_Exercise prompt_
Word for word, print each line of the listing below; pictures stay out.

⟨

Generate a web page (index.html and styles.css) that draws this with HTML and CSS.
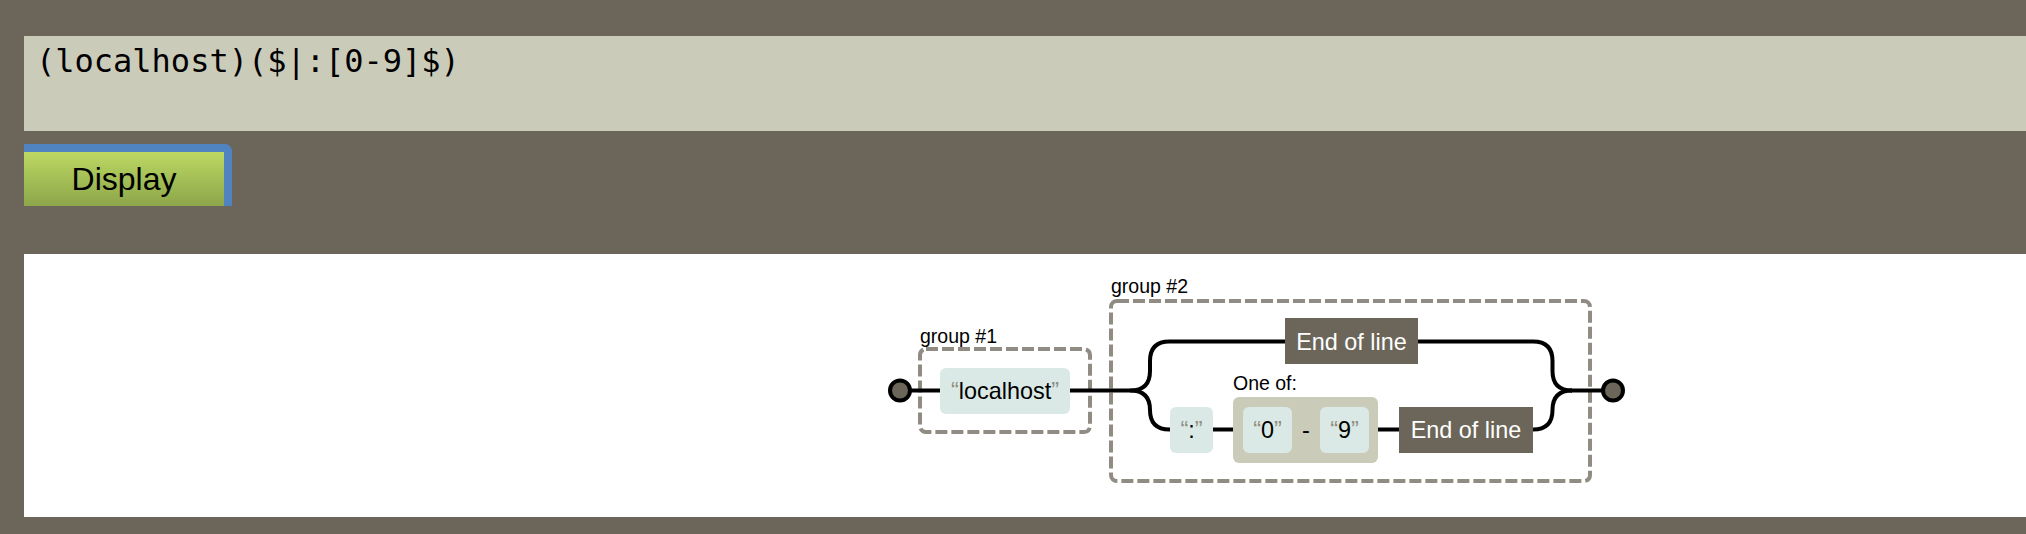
FILE: index.html
```html
<!DOCTYPE html>
<html lang="en">
<head>
<meta charset="utf-8">
<title>Regexper</title>
<link rel="stylesheet" href="styles.css">
</head>
<body>
<main class="page">
  <textarea class="regex" spellcheck="false">(localhost)($|:[0-9]$)</textarea>
  <div class="btn-clip"><button class="display" type="button">Display</button></div>
  <section class="results">
    <svg class="diagram" width="2002" height="263" viewBox="0 0 2002 263" xmlns="http://www.w3.org/2000/svg">
      <g transform="translate(-24,-254)">
        <!-- group #1 -->
        <rect class="subexp" x="920" y="349" width="170" height="83" rx="6"/>
        <text class="label" x="920" y="343">group #1</text>
        <!-- group #2 -->
        <rect class="subexp" x="1111" y="301" width="479" height="180" rx="6"/>
        <text class="label" x="1111" y="293">group #2</text>

        <!-- connecting lines -->
        <path class="line" d="M910,390.5 H940"/>
        <path class="line" d="M1070,390.5 H1131"/>
        <path class="line" d="M1130.5,390.5 q19.5,0 19.5,-19.5 V361 q0,-19.5 19.5,-19.5 H1285"/>
        <path class="line" d="M1418,341.5 H1533 q19.5,0 19.5,19.5 V371 q0,19.5 19.5,19.5"/>
        <path class="line" d="M1130.5,390.5 q19.5,0 19.5,19.5 q0,19.5 19.5,19.5 H1170"/>
        <path class="line" d="M1213,429.5 H1233"/>
        <path class="line" d="M1378,429.5 H1399"/>
        <path class="line" d="M1533,429.5 q19.5,0 19.5,-19.5 q0,-19.5 19.5,-19.5"/>
        <path class="line" d="M1571,390.5 H1603"/>

        <!-- anchors -->
        <circle class="anchor-dot" cx="900" cy="390.5" r="10"/>
        <circle class="anchor-dot" cx="1613" cy="390.5" r="10"/>

        <!-- literal localhost -->
        <rect class="literal" x="940" y="368" width="130" height="46" rx="6"/>
        <text class="node-text" x="1005" y="399"><tspan class="quote">“</tspan>localhost<tspan class="quote">”</tspan></text>

        <!-- End of line (top) -->
        <rect class="anchor" x="1285" y="318" width="133" height="46"/>
        <text class="node-text anchor-text" x="1351.5" y="349.5">End of line</text>

        <!-- literal : -->
        <rect class="literal" x="1170" y="407" width="43" height="46" rx="6"/>
        <text class="node-text" x="1191.5" y="438"><tspan class="quote">“</tspan>:<tspan class="quote">”</tspan></text>

        <!-- One of -->
        <text class="label" x="1233" y="390">One of:</text>
        <rect class="charset" x="1233" y="397" width="145" height="66" rx="6"/>
        <rect class="literal" x="1243" y="407" width="49" height="46" rx="6"/>
        <text class="node-text" x="1267.5" y="438"><tspan class="quote">“</tspan>0<tspan class="quote">”</tspan></text>
        <text class="node-text" x="1306" y="438">-</text>
        <rect class="literal" x="1320" y="407" width="49" height="46" rx="6"/>
        <text class="node-text" x="1344.5" y="438"><tspan class="quote">“</tspan>9<tspan class="quote">”</tspan></text>

        <!-- End of line (bottom) -->
        <rect class="anchor" x="1399" y="407" width="134" height="46"/>
        <text class="node-text anchor-text" x="1466" y="438">End of line</text>
      </g>
    </svg>
  </section>
</main>
</body>
</html>
```

FILE: styles.css
```css
html,
body {
  margin: 0;
  background: #6b6659;
}

body {
  height: 534px;
  overflow: hidden;
}

.page {
  display: flex;
  flex-direction: column;
  padding: 36px 0 0 24px;
}

.regex {
  display: block;
  box-sizing: border-box;
  width: 100%;
  height: 95px;
  margin: 0;
  padding: 6px 12px;
  border: 0;
  background: #cbcbba;
  color: #000;
  font-family: "DejaVu Sans Mono", monospace;
  font-size: 32px;
  line-height: normal;
  resize: none;
  outline: none;
}

.btn-clip {
  margin-top: 13px;
  width: 208px;
  height: 62px;
  overflow: hidden;
}

.display {
  display: block;
  box-sizing: content-box;
  width: 200px;
  height: 54px;
  margin: 0 0 0 -8px;
  padding: 0;
  border: 8px solid #4f84c1;
  border-radius: 7px;
  background: linear-gradient(#bcd862, #8ca64a);
  color: #000;
  font-family: "Liberation Sans", Arial, sans-serif;
  font-size: 32px;
  line-height: 54px;
}

.results {
  margin-top: 48px;
  height: 263px;
  background: #fff;
}

.diagram {
  display: block;
}

.line {
  fill: none;
  stroke: #000;
  stroke-width: 4;
}

.anchor-dot {
  fill: #6b6659;
  stroke: #000;
  stroke-width: 4;
}

.subexp {
  fill: none;
  stroke: #908c83;
  stroke-width: 4;
  stroke-dasharray: 12 4;
}

.literal {
  fill: #dae9e5;
}

.charset {
  fill: #cbcbba;
}

.anchor {
  fill: #6b6659;
}

.label {
  font-family: "Liberation Sans", Arial, sans-serif;
  font-size: 19.5px;
  fill: #000;
}

.node-text {
  font-family: "Liberation Sans", Arial, sans-serif;
  font-size: 23.4px;
  fill: #000;
  text-anchor: middle;
}

.anchor-text {
  fill: #fff;
}

.quote {
  fill: #908c83;
}
```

⟩

_Finished task_
Generate a web page (index.html and styles.css) that draws this with HTML and CSS.
FILE: index.html
```html
<!DOCTYPE html>
<html lang="en">
<head>
<meta charset="utf-8">
<title>Regexper</title>
<link rel="stylesheet" href="styles.css">
</head>
<body>
<main class="page">
  <textarea class="regex" spellcheck="false">(localhost)($|:[0-9]$)</textarea>
  <div class="btn-clip"><button class="display" type="button">Display</button></div>
  <section class="results">
    <svg class="diagram" width="2002" height="263" viewBox="0 0 2002 263" xmlns="http://www.w3.org/2000/svg">
      <g transform="translate(-24,-254)">
        <!-- group #1 -->
        <rect class="subexp" x="920" y="349" width="170" height="83" rx="6"/>
        <text class="label" x="920" y="343">group #1</text>
        <!-- group #2 -->
        <rect class="subexp" x="1111" y="301" width="479" height="180" rx="6"/>
        <text class="label" x="1111" y="293">group #2</text>

        <!-- connecting lines -->
        <path class="line" d="M910,390.5 H940"/>
        <path class="line" d="M1070,390.5 H1131"/>
        <path class="line" d="M1130.5,390.5 q19.5,0 19.5,-19.5 V361 q0,-19.5 19.5,-19.5 H1285"/>
        <path class="line" d="M1418,341.5 H1533 q19.5,0 19.5,19.5 V371 q0,19.5 19.5,19.5"/>
        <path class="line" d="M1130.5,390.5 q19.5,0 19.5,19.5 q0,19.5 19.5,19.5 H1170"/>
        <path class="line" d="M1213,429.5 H1233"/>
        <path class="line" d="M1378,429.5 H1399"/>
        <path class="line" d="M1533,429.5 q19.5,0 19.5,-19.5 q0,-19.5 19.5,-19.5"/>
        <path class="line" d="M1571,390.5 H1603"/>

        <!-- anchors -->
        <circle class="anchor-dot" cx="900" cy="390.5" r="10"/>
        <circle class="anchor-dot" cx="1613" cy="390.5" r="10"/>

        <!-- literal localhost -->
        <rect class="literal" x="940" y="368" width="130" height="46" rx="6"/>
        <text class="node-text" x="1005" y="399"><tspan class="quote">“</tspan>localhost<tspan class="quote">”</tspan></text>

        <!-- End of line (top) -->
        <rect class="anchor" x="1285" y="318" width="133" height="46"/>
        <text class="node-text anchor-text" x="1351.5" y="349.5">End of line</text>

        <!-- literal : -->
        <rect class="literal" x="1170" y="407" width="43" height="46" rx="6"/>
        <text class="node-text" x="1191.5" y="438"><tspan class="quote">“</tspan>:<tspan class="quote">”</tspan></text>

        <!-- One of -->
        <text class="label" x="1233" y="390">One of:</text>
        <rect class="charset" x="1233" y="397" width="145" height="66" rx="6"/>
        <rect class="literal" x="1243" y="407" width="49" height="46" rx="6"/>
        <text class="node-text" x="1267.5" y="438"><tspan class="quote">“</tspan>0<tspan class="quote">”</tspan></text>
        <text class="node-text" x="1306" y="438">-</text>
        <rect class="literal" x="1320" y="407" width="49" height="46" rx="6"/>
        <text class="node-text" x="1344.5" y="438"><tspan class="quote">“</tspan>9<tspan class="quote">”</tspan></text>

        <!-- End of line (bottom) -->
        <rect class="anchor" x="1399" y="407" width="134" height="46"/>
        <text class="node-text anchor-text" x="1466" y="438">End of line</text>
      </g>
    </svg>
  </section>
</main>
</body>
</html>
```

FILE: styles.css
```css
html,
body {
  margin: 0;
  background: #6b6659;
}

body {
  height: 534px;
  overflow: hidden;
}

.page {
  display: flex;
  flex-direction: column;
  padding: 36px 0 0 24px;
}

.regex {
  display: block;
  box-sizing: border-box;
  width: 100%;
  height: 95px;
  margin: 0;
  padding: 6px 12px;
  border: 0;
  background: #cbcbba;
  color: #000;
  font-family: "DejaVu Sans Mono", monospace;
  font-size: 32px;
  line-height: normal;
  resize: none;
  outline: none;
}

.btn-clip {
  margin-top: 13px;
  width: 208px;
  height: 62px;
  overflow: hidden;
}

.display {
  display: block;
  box-sizing: content-box;
  width: 200px;
  height: 54px;
  margin: 0 0 0 -8px;
  padding: 0;
  border: 8px solid #4f84c1;
  border-radius: 7px;
  background: linear-gradient(#bcd862, #8ca64a);
  color: #000;
  font-family: "Liberation Sans", Arial, sans-serif;
  font-size: 32px;
  line-height: 54px;
}

.results {
  margin-top: 48px;
  height: 263px;
  background: #fff;
}

.diagram {
  display: block;
}

.line {
  fill: none;
  stroke: #000;
  stroke-width: 4;
}

.anchor-dot {
  fill: #6b6659;
  stroke: #000;
  stroke-width: 4;
}

.subexp {
  fill: none;
  stroke: #908c83;
  stroke-width: 4;
  stroke-dasharray: 12 4;
}

.literal {
  fill: #dae9e5;
}

.charset {
  fill: #cbcbba;
}

.anchor {
  fill: #6b6659;
}

.label {
  font-family: "Liberation Sans", Arial, sans-serif;
  font-size: 19.5px;
  fill: #000;
}

.node-text {
  font-family: "Liberation Sans", Arial, sans-serif;
  font-size: 23.4px;
  fill: #000;
  text-anchor: middle;
}

.anchor-text {
  fill: #fff;
}

.quote {
  fill: #908c83;
}
```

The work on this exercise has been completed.